The Finish screen prefers to read labels and IDs from disk. If the in‑memory state is empty (e.g., after a browser refresh), it hydrates from labels.csv and cell_map.csv when present. Percentages in the summary are computed against the total number of cells when known (from traces or cell_map.csv), otherwise against the number of labeled cells.


3) Controlled Vocabulary — Labels

The allowed label values are fixed for consistency:

  • High‑flat
  • High‑oscillatory
  • Oscillatory
  • Low‑activity
  • Drifting

Labels can be flagged as uncertain via the uncertain boolean column in labels.csv.


4) Programmatic helpers (core)

The app exposes a UI‑agnostic summary helper in core:

from opcal_mlt.core.features import summarize_labels
labels_df, stats_df = summarize_labels(label_map, cell_ids, total_cells=None)
  • labels_df: one row per labeled cell (cell_index, cell_id, label, uncertain, notes).
  • stats_df: per‑class counts and percentages (0–100, 1 decimal place).
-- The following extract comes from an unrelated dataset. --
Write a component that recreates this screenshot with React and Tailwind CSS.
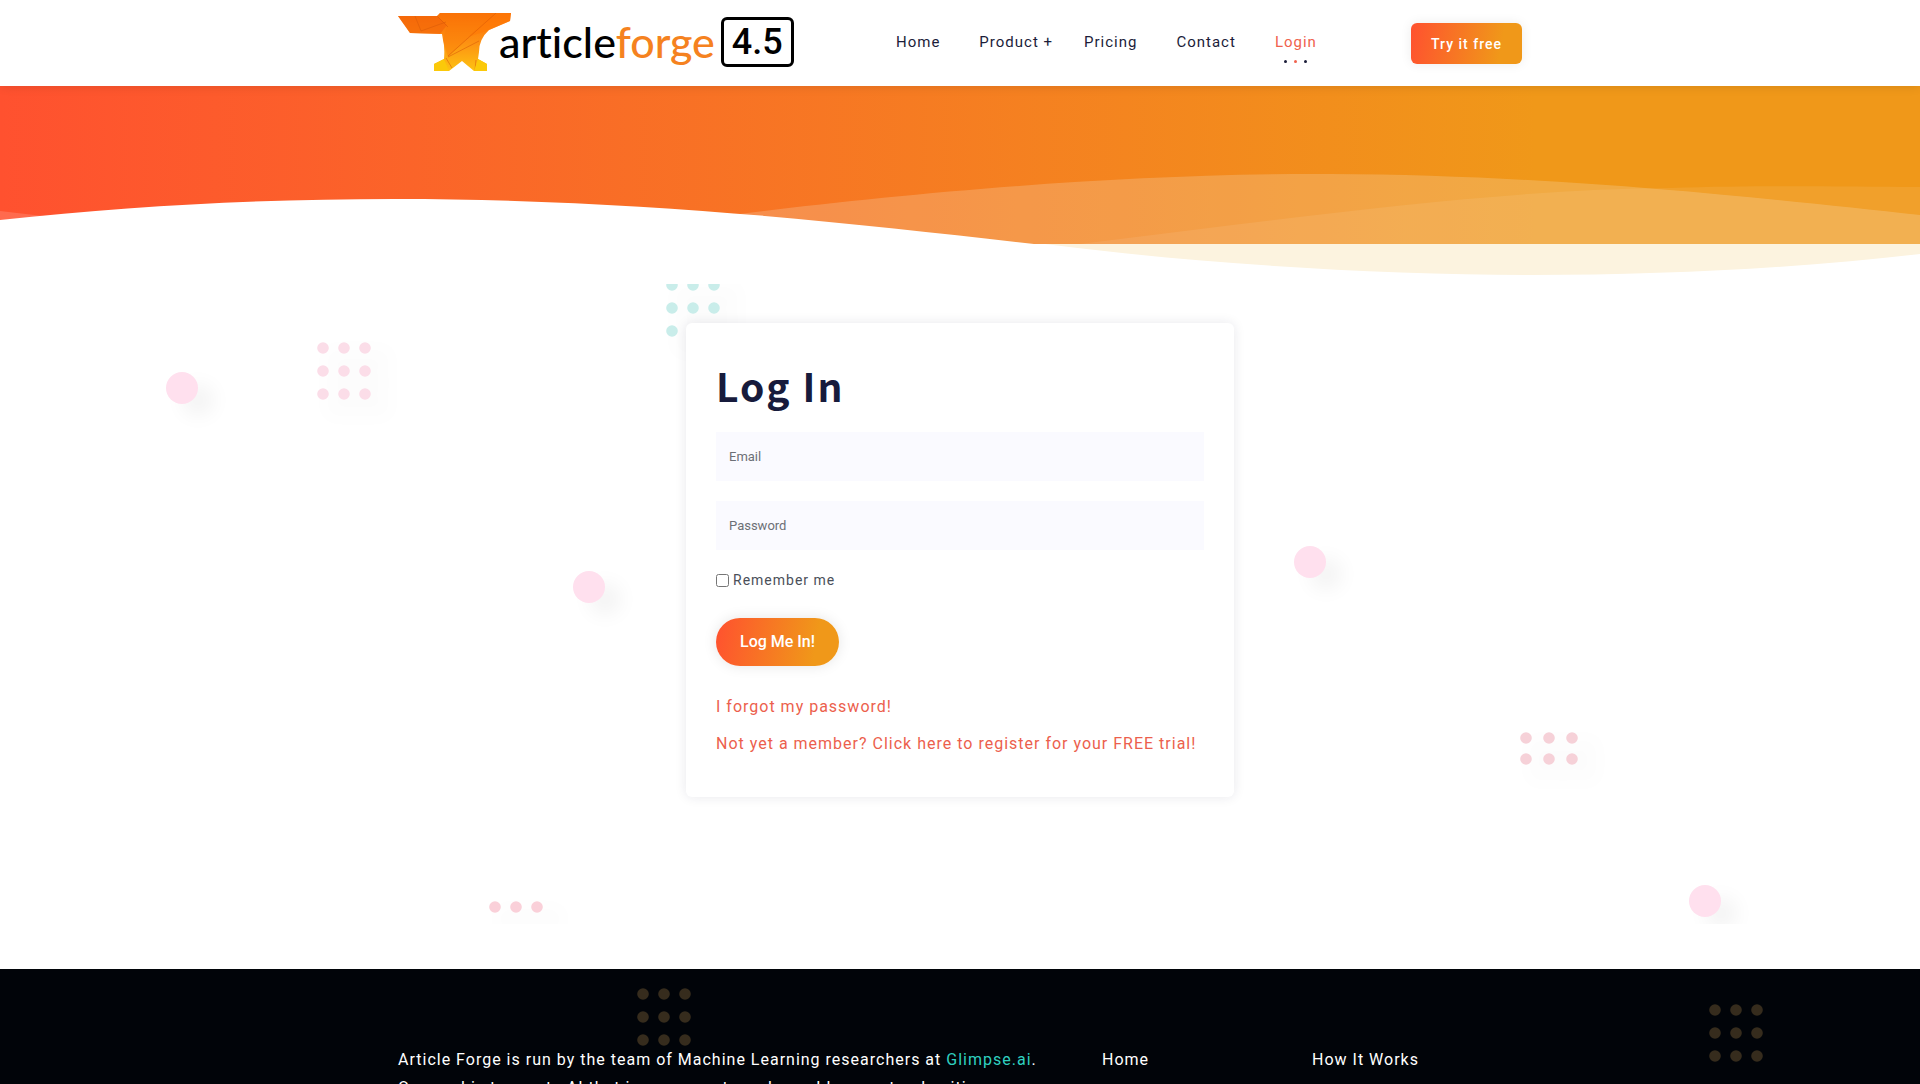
import React, { useState } from "react";

const navLinks = ["Home", "Product +", "Pricing", "Contact"];

// floating blobs behind the form, x/y relative to the decor layer
const blobs = [
  { id: 1, pos: "left-[8.65%] top-[88px]" },
  { id: 2, pos: "left-[29.85%] top-[287px]" },
  { id: 3, pos: "left-[67.4%] top-[262px]" },
  { id: 4, pos: "left-[87.95%] top-[601px]" },
];

const Dots = ({ cols = 3, rows = 3, gapX = 21, gapY = 23, className = "" }) => {
  const width = (cols - 1) * gapX + 12;
  const height = (rows - 1) * gapY + 12;
  return (
    <svg width={width} height={height} className={className} aria-hidden="true">
      {Array.from({ length: cols * rows }, (_, i) => (
        <circle key={i} cx={6 + (i % cols) * gapX} cy={6 + Math.floor(i / cols) * gapY} r="5.8" fill="currentColor" />
      ))}
    </svg>
  );
};

const Logo = () => (
  <a href="#" className="flex items-center" aria-label="articleforge 4.5">
    <svg viewBox="0 0 113 58" width="113" height="58" className="mb-0.5" aria-hidden="true">
      <defs>
        <linearGradient id="anvil" x1="0" y1="0" x2="0" y2="1">
          <stop offset="0" stopColor="#fb6d06" />
          <stop offset="0.5" stopColor="#fd9012" />
          <stop offset="1" stopColor="#fdc313" />
        </linearGradient>
      </defs>
      <path d="M0 3H39L42 0H113L112 8L91 17Q81 26 81 39L80 46L89 51V58H76L64 48L51 58H36V51L46 46Q47 34 45 27L44 21L12 20Z" fill="url(#anvil)" />
      <path d="M0 3H39L49 12L42 21L12 20Z" fill="#f2640a" opacity="0.6" />
      <path d="M42 0H96L50 44L45 27L49 12L39 3Z" fill="#fb7a08" opacity="0.4" />
      <path d="M96 0H113L112 8L91 17L70 24Z" fill="#ff7a05" opacity="0.6" />
      <path d="M17 3L23 18M23 18L48 9M39 3L50 14M98 0L50 43M81 28L50 44M48 45L54 55M78 47L77 57" stroke="#d95a08" strokeWidth="1" opacity="0.55" fill="none" />
      <path d="M36 51L46 46L51 58H36Z" fill="#fbc90a" />
      <path d="M80 46L89 51V58H76Z" fill="#fbc90a" />
    </svg>
    <span className="-ml-3 mb-1 font-[Lato,sans-serif] text-[43px] font-medium leading-none tracking-normal text-black [font-variant-ligatures:none]">
      article<span className="text-[#f58220]">forge</span>
    </span>
    <span className="mb-0.5 ml-1.5 rounded-md border-3 border-black px-2 text-4xl font-medium leading-11 tracking-normal text-black">4.5</span>
  </a>
);

const Header = () => (
  <header className="relative z-10 h-[86px] bg-white shadow-[0_0_10px_rgba(0,0,0,0.12)]">
    <div className="mx-auto flex h-full max-w-[1124px] items-center justify-between">
      <Logo />
      <nav className="mb-0.5 ml-14 flex items-center gap-[39px] text-[15px] text-[#1b1d3a]">
        {navLinks.map((item) => (
          <a key={item} href="#" className={item === "Product +" ? "-mr-2 hover:text-[#f0624d]" : "hover:text-[#f0624d]"}>
            {item}
          </a>
        ))}
        <a href="#" aria-current="page" className="relative text-[#f0624d]">
          Login
          <span className="absolute inset-x-0 -bottom-[10px] flex justify-center gap-[7px]">
            <i className="size-[3px] rounded-full bg-[#1b1d3a]" />
            <i className="size-[3px] rounded-full bg-[#f0624d]" />
            <i className="size-[3px] rounded-full bg-[#1b1d3a]" />
          </span>
        </a>
      </nav>
      <a href="#" className="ml-12 rounded-md bg-[linear-gradient(100deg,#ff512f,#f09819_80%)] px-5 pb-[7px] pt-[9px] text-sm font-medium leading-[25px] text-white shadow-[0_0_12px_rgba(0,0,0,0.08)]">
        Try it free
      </a>
    </div>
  </header>
);

const Banner = () => (
  <div className="relative h-[158px] bg-[linear-gradient(to_right,#ff512f,#f09819_80%)]">
    <svg viewBox="0 0 1920 198" preserveAspectRatio="none" className="absolute inset-x-0 top-0 h-[198px] w-full" aria-hidden="true">
      <path d="M1045 158C1200 178 1380 189 1530 189C1670 189 1800 182 1920 168V158Z" fill="#fcf3df" />
      <path d="M0 125L60 132V140H0Z" fill="#fff" opacity="0.15" />
      <path d="M700 133C860 112 1100 87 1330 88C1560 89 1760 112 1920 129V158H1000Z" fill="#f4efdc" opacity="0.22" />
      <path d="M1080 158C1290 132 1500 103 1670 102C1770 99 1850 101 1920 101V158Z" fill="#fff" opacity="0.08" />
      <path d="M0 134C130 120 260 113 395 113C640 113 850 137 1034 158H0Z" fill="#fff" />
    </svg>
  </div>
);

const LoginForm = () => {
  const [formData, setFormData] = useState({ email: "", password: "", remember: false });

  const handleChange = (e) => {
    const { name, type, checked, value } = e.target;
    setFormData({ ...formData, [name]: type === "checkbox" ? checked : value });
  };

  return (
    <form
      onSubmit={(e) => e.preventDefault()}
      className="relative mx-auto w-full max-w-[548px] rounded-md bg-white px-[30px] pb-[35px] pt-8 shadow-[0_0_12px_rgba(30,30,70,0.1)]"
    >
      <h1 className="font-['Noto_Sans_CJK_JP','Noto_Sans',sans-serif] text-[39px] font-bold leading-[60px] tracking-[2px] text-[#171b3c]">
        Log In
      </h1>
      <input
        name="email" type="email" placeholder="Email" aria-label="Email"
        value={formData.email} onChange={handleChange}
        className="mt-[17px] block h-[49px] w-full bg-[#fafaff] px-[13px] text-[13px] tracking-normal text-gray-700 outline-none placeholder:text-[#6c6f76]"
      />
      <input
        name="password" type="password" placeholder="Password" aria-label="Password"
        value={formData.password} onChange={handleChange}
        className="mt-5 block h-[49px] w-full bg-[#fafaff] px-[13px] text-[13px] tracking-normal text-gray-700 outline-none placeholder:text-[#6c6f76]"
      />
      <label className="mt-5 flex items-center gap-1 text-sm text-[#4a4f59]">
        <input name="remember" type="checkbox" checked={formData.remember} onChange={handleChange} className="size-[13px]" />
        Remember me
      </label>
      <button type="submit" className="mt-7 h-12 rounded-full bg-[linear-gradient(100deg,#ff512f,#f09819_80%)] px-6 font-medium tracking-normal text-white shadow-[0_0_14px_rgba(0,0,0,0.1)]">
        Log Me In!
      </button>
      <div className="mt-[22px] flex flex-col items-start leading-[37px] text-[#ec5f4d]">
        <a href="#">I forgot my password!</a>
        <a href="#">Not yet a member? Click here to register for your FREE trial!</a>
      </div>
    </form>
  );
};

const Footer = () => (
  <footer className="relative bg-[#010409] pt-[77px] text-white">
    <Dots className="absolute left-[33.2%] top-[19px] text-[#362c1d]" />
    <Dots className="absolute left-[89%] top-[35px] text-[#362c1d]" />
    <div className="relative mx-auto flex max-w-[1124px] leading-7">
      <p className="w-[704px] pr-4">
        Article Forge is run by the team of Machine Learning researchers at{" "}
        <a href="#" className="text-[#2fd0c0]">Glimpse.ai</a>.<br />
        Our goal is to create AI that is as accurate and capable as natural writing.
      </p>
      <a href="#" className="w-[210px]">Home</a>
      <a href="#">How It Works</a>
    </div>
  </footer>
);

const App = () => (
  <div className="h-screen overflow-hidden bg-white font-[Roboto,sans-serif] tracking-[1px]">
    <Header />
    <Banner />
    <main className="relative px-4 pb-[172px] pt-[79px]">
      <div className="absolute inset-x-0 bottom-[45px] top-10 overflow-hidden" aria-hidden="true">
        {blobs.map((b) => (
          <span key={b.id} className={`absolute size-8 rounded-full bg-[#ffe0ee] shadow-[16px_12px_20px_rgba(0,0,0,0.05)] ${b.pos}`} />
        ))}
        <Dots className="absolute left-[16.5%] top-[58px] text-[#fbdde8] drop-shadow-[14px_12px_10px_rgba(0,0,0,0.05)]" />
        <Dots className="absolute -top-[5px] left-[34.7%] text-[#c9edea] drop-shadow-[14px_12px_10px_rgba(0,0,0,0.05)]" />
        <Dots rows={2} gapX={23} gapY={21} className="absolute left-[79.15%] top-[448px] text-[#f6d1d8] drop-shadow-[14px_12px_10px_rgba(0,0,0,0.05)]" />
        <Dots rows={1} className="absolute left-[25.45%] top-[617px] text-[#fad0d9] drop-shadow-[14px_12px_10px_rgba(0,0,0,0.05)]" />
      </div>
      <LoginForm />
    </main>
    <Footer />
  </div>
);

export default App;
5) Legacy JSONL Output (Deprecated)

Earlier prototypes supported a JSONL output (one JSON object per cell). The current app uses CSV exclusively. For archival purposes, a legacy JSONL example is provided below; new tooling should rely on the CSV files detailed above.

{
  "recording_id": "rec_001",
  "cell_id": "cell_057",
  "fs_hz": 10.0,
  "label": "High-oscillatory",
  "notes": "bursts at start",
  "preprocess": {
    "filter": {"type": "savgol", "window": 31, "polyorder": 3},
    "baseline": {"method": "rolling_median", "window_s": 20},
    "sd_method": "MAD",
    "threshold_k": 3.0
  },
  "features": {"mean": 0.18, "frac_above_thr": 0.42, "peaks_per_min": 7.3, "rms": 0.06},
  "peaks": [123, 201, 255, 480],
  "version": "0.4.0",
  "timestamp_utc": "2025-08-12T07:30:00Z"
}

6) Format changes in 0.4.0

  • labels.csv example now reflects version=0.4.0.
  • Added an explicit hydration note for Step 4 (reading labels.csv/cell_map.csv).
  • Clarified the three ID‑assignment modes in Step 2.
  • Documented optional HDF5 support where applicable.
  • Introduced the core helper features.summarize_labels for programmatic summaries.

6) Format changes in 0.4.1

  • Added a new boolean uncertain column to labels.csv to flag labels as uncertain via a checkbox.
  • Removed the Uncertain label category from the controlled vocabulary; uncertainty is now indicated separately via the uncertain column.

7) Format changes in 1.0.0

  • No schema changes to on‑disk CSVs (session.csv, cell_map.csv, labels.csv, peaks.csv).
  • Clarified the visual policy for STD rectangles in the UI (pre‑stimulus band uses k = 1, post‑stimulus band uses k). This is a visual aid only and does not change any saved values.
  • Router/dispatch refactors in the app do not affect I/O formats.
  • Examples updated to show app_version = 1.0.0.